Instruction -> Everything from the line containing "Recreate this image" through the line containing "border-4 border-t-[#5c5c5c] border-l-[#5c5c5c]" must be written out exactly, and nothing more; leave any pictures out.

--- START Extracted records ---

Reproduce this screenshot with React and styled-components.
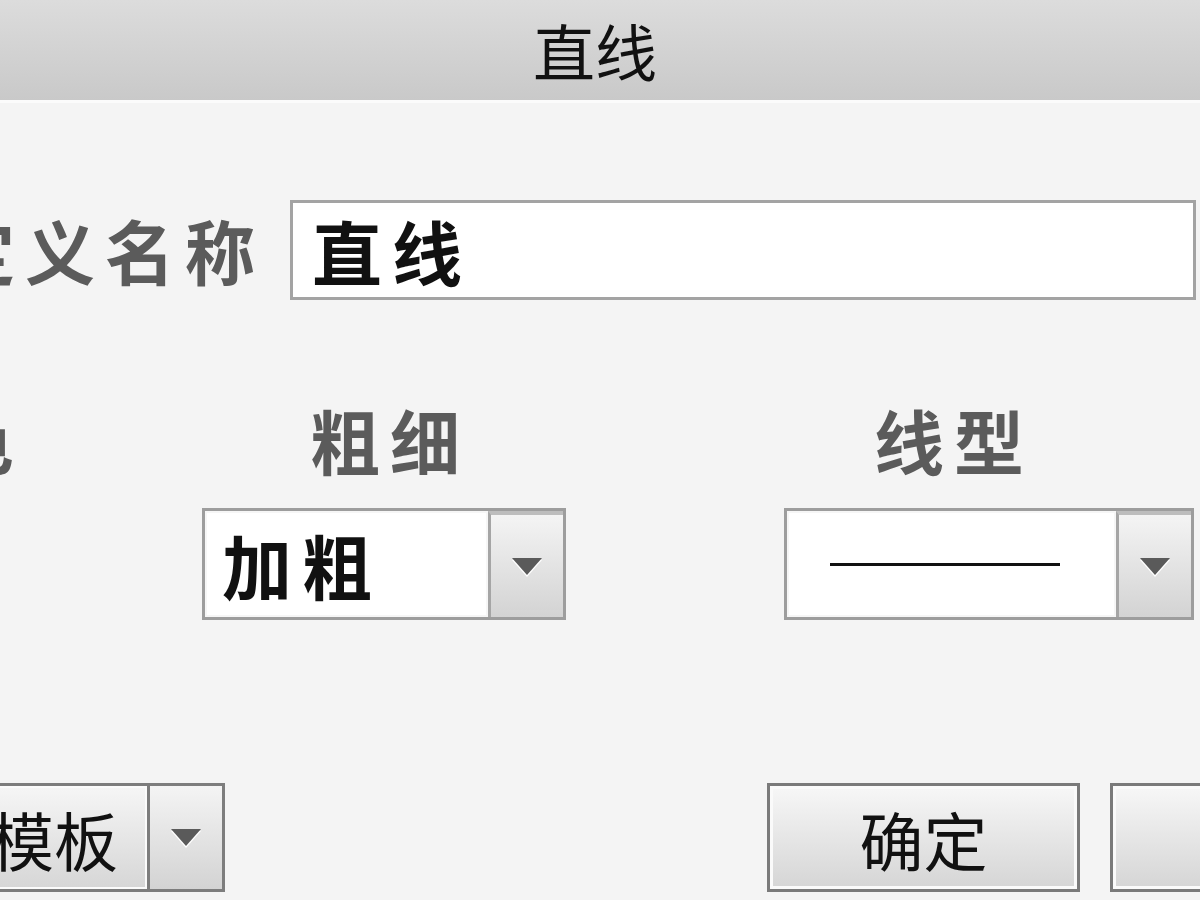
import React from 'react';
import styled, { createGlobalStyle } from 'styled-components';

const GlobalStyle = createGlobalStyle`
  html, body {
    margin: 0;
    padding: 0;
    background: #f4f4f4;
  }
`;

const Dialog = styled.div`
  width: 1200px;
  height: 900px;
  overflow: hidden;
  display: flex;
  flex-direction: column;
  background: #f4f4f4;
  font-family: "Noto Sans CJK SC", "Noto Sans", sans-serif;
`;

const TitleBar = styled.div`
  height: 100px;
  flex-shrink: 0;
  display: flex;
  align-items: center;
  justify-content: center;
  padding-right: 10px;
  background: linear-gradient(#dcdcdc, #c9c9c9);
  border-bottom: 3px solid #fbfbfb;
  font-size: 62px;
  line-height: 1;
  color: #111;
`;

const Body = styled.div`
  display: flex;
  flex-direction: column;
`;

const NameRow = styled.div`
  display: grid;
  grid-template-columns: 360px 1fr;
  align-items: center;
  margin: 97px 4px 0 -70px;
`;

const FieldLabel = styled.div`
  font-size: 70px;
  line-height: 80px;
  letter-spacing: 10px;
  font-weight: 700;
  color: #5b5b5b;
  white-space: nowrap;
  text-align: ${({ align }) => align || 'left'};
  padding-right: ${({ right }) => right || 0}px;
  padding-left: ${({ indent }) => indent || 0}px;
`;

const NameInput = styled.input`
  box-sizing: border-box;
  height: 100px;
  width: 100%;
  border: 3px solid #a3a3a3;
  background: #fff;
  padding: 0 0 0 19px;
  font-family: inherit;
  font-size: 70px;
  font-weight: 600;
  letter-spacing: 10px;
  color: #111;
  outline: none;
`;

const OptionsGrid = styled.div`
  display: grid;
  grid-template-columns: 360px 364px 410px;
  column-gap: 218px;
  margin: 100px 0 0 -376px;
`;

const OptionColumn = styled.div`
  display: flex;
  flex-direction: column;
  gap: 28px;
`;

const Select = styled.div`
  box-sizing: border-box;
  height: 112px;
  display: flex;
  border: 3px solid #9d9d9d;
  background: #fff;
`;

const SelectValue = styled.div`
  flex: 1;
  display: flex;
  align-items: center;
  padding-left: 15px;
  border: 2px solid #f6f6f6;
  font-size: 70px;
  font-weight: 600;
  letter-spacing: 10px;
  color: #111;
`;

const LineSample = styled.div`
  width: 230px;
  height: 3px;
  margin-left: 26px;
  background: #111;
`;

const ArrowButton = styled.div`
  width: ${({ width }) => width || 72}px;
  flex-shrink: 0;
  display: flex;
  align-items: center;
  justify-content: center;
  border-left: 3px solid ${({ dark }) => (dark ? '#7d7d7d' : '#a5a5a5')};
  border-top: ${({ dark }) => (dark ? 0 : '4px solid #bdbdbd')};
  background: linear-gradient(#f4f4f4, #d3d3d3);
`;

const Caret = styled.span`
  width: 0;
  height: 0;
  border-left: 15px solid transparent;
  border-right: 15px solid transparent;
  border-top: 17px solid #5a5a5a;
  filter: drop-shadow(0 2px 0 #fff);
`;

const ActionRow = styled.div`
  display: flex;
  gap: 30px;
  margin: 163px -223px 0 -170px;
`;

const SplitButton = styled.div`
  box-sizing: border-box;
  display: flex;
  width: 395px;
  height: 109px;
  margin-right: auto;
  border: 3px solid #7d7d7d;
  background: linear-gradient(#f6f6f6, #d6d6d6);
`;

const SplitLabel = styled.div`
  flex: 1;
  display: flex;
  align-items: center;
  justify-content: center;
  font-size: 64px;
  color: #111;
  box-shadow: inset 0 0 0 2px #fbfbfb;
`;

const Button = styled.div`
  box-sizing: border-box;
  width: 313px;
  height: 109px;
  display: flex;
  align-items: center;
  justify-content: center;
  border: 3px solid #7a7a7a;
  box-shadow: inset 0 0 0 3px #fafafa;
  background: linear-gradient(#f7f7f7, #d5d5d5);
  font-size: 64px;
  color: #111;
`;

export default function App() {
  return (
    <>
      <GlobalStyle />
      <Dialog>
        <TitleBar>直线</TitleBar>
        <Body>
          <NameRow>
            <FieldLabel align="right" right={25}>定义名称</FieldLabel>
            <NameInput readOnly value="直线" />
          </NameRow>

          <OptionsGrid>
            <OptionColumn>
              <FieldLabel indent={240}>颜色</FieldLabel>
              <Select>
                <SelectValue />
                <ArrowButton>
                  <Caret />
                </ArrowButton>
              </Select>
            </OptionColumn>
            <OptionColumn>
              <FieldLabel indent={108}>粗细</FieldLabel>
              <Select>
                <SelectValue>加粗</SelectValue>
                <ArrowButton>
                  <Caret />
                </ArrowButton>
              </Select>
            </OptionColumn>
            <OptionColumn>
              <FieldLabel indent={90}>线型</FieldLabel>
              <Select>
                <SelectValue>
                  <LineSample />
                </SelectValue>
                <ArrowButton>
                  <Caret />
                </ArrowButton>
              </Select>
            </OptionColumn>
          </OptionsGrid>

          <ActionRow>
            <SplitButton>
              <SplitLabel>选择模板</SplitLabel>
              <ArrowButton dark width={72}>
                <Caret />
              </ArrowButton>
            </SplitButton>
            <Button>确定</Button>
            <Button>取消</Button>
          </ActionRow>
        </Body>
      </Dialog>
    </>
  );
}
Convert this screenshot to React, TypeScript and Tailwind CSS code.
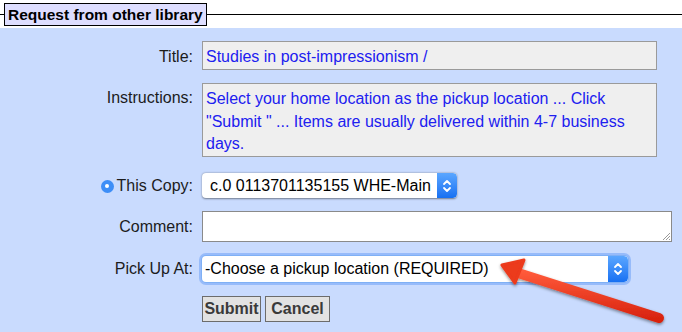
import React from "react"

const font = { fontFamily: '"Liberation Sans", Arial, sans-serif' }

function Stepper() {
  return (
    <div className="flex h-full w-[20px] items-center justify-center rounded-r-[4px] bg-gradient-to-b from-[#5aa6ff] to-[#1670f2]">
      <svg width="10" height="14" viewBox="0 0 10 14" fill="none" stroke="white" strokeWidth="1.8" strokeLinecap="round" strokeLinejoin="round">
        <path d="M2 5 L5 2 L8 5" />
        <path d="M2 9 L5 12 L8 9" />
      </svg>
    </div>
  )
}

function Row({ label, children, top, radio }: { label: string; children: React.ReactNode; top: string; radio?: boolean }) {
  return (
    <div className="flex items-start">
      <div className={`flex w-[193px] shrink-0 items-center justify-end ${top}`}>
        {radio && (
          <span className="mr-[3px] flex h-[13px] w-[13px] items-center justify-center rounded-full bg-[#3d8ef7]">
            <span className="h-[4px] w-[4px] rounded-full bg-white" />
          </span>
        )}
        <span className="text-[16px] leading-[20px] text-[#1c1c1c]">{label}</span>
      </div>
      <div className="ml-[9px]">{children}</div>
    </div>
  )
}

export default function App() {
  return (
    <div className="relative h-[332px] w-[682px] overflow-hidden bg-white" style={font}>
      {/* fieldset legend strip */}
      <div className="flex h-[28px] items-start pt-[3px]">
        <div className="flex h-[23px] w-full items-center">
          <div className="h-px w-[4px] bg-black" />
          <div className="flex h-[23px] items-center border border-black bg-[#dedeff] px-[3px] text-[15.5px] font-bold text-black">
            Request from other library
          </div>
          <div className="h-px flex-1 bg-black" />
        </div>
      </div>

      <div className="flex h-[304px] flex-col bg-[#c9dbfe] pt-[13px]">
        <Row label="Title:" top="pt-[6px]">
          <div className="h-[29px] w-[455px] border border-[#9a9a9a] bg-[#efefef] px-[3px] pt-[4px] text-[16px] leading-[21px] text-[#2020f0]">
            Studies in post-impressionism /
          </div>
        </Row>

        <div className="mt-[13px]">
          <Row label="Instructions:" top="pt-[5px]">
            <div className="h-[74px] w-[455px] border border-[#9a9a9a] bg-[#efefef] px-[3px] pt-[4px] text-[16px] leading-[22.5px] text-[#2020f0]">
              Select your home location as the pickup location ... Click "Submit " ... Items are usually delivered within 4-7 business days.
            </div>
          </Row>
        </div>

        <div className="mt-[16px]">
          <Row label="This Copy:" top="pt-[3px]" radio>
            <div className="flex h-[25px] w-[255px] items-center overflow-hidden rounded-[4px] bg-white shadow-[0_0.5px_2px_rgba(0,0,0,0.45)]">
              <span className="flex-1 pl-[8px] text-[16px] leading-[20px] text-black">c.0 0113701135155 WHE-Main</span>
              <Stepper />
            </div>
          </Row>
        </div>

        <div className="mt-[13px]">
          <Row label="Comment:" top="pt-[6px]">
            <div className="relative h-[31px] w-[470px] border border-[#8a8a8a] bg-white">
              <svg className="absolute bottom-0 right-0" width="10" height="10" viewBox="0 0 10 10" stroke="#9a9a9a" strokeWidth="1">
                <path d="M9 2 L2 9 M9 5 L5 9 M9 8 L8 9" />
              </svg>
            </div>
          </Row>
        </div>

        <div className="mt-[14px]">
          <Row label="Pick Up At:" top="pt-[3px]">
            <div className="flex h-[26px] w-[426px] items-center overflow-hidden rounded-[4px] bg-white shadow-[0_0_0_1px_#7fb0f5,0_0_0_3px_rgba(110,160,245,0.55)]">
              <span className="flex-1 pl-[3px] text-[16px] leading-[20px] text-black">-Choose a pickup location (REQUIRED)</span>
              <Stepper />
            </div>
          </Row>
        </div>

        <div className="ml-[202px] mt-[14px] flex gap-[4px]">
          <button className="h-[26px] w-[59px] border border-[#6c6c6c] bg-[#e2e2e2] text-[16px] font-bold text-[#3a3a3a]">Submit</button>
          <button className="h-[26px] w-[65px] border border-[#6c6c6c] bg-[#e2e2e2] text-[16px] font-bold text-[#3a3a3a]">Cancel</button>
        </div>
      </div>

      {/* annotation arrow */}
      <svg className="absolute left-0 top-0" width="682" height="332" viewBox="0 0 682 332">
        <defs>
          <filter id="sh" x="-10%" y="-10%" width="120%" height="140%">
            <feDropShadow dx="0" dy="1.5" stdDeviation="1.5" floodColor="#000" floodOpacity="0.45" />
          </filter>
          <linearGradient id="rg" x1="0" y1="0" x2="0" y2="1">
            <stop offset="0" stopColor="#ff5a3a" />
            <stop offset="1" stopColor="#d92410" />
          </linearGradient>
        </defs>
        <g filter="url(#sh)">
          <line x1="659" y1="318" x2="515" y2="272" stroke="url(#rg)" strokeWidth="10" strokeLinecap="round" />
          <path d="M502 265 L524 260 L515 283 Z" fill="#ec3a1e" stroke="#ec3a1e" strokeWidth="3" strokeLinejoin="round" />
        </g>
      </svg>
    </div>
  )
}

--- END Extracted records ---
--- START Extracted records ---

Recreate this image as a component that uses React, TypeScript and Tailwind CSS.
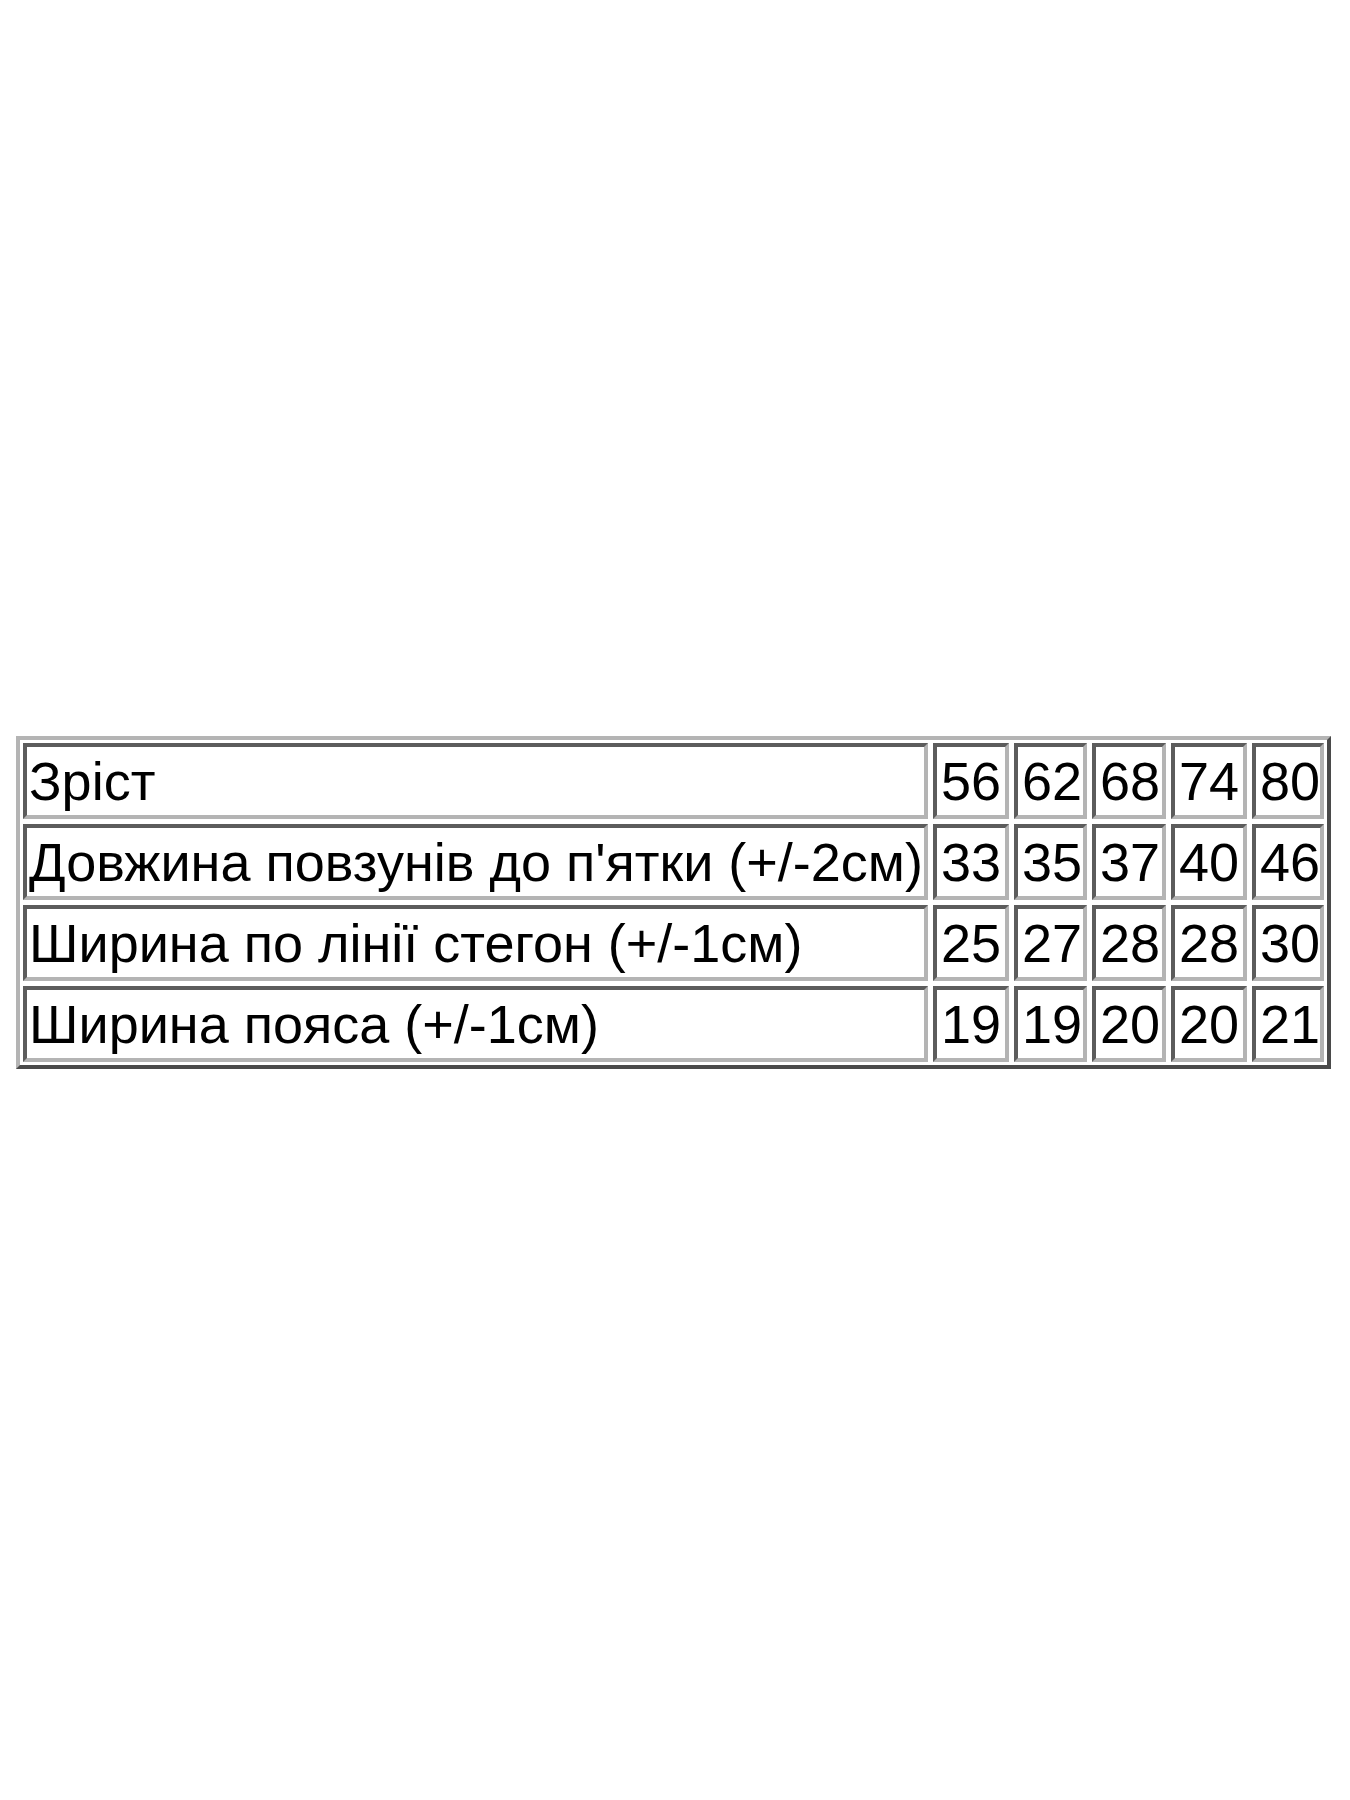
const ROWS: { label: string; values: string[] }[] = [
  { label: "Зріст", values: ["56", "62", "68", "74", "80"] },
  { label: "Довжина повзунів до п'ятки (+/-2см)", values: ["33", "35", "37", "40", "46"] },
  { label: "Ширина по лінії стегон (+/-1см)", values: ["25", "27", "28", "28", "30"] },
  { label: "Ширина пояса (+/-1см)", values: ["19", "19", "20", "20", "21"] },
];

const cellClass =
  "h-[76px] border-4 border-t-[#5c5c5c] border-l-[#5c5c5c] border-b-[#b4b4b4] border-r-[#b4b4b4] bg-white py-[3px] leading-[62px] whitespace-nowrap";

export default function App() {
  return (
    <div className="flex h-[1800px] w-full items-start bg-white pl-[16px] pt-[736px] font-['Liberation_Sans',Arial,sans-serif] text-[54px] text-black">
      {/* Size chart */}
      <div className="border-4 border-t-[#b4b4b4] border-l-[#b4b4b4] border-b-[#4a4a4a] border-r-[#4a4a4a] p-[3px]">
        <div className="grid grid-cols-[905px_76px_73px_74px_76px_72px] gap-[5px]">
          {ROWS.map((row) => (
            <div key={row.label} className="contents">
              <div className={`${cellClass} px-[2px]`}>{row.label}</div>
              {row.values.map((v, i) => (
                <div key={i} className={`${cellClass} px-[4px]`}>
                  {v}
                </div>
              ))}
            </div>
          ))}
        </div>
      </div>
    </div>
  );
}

--- END Extracted records ---

Worked solution ->
Recreate this image as a component that uses React, TypeScript and Tailwind CSS.
const ROWS: { label: string; values: string[] }[] = [
  { label: "Зріст", values: ["56", "62", "68", "74", "80"] },
  { label: "Довжина повзунів до п'ятки (+/-2см)", values: ["33", "35", "37", "40", "46"] },
  { label: "Ширина по лінії стегон (+/-1см)", values: ["25", "27", "28", "28", "30"] },
  { label: "Ширина пояса (+/-1см)", values: ["19", "19", "20", "20", "21"] },
];

const cellClass =
  "h-[76px] border-4 border-t-[#5c5c5c] border-l-[#5c5c5c] border-b-[#b4b4b4] border-r-[#b4b4b4] bg-white py-[3px] leading-[62px] whitespace-nowrap";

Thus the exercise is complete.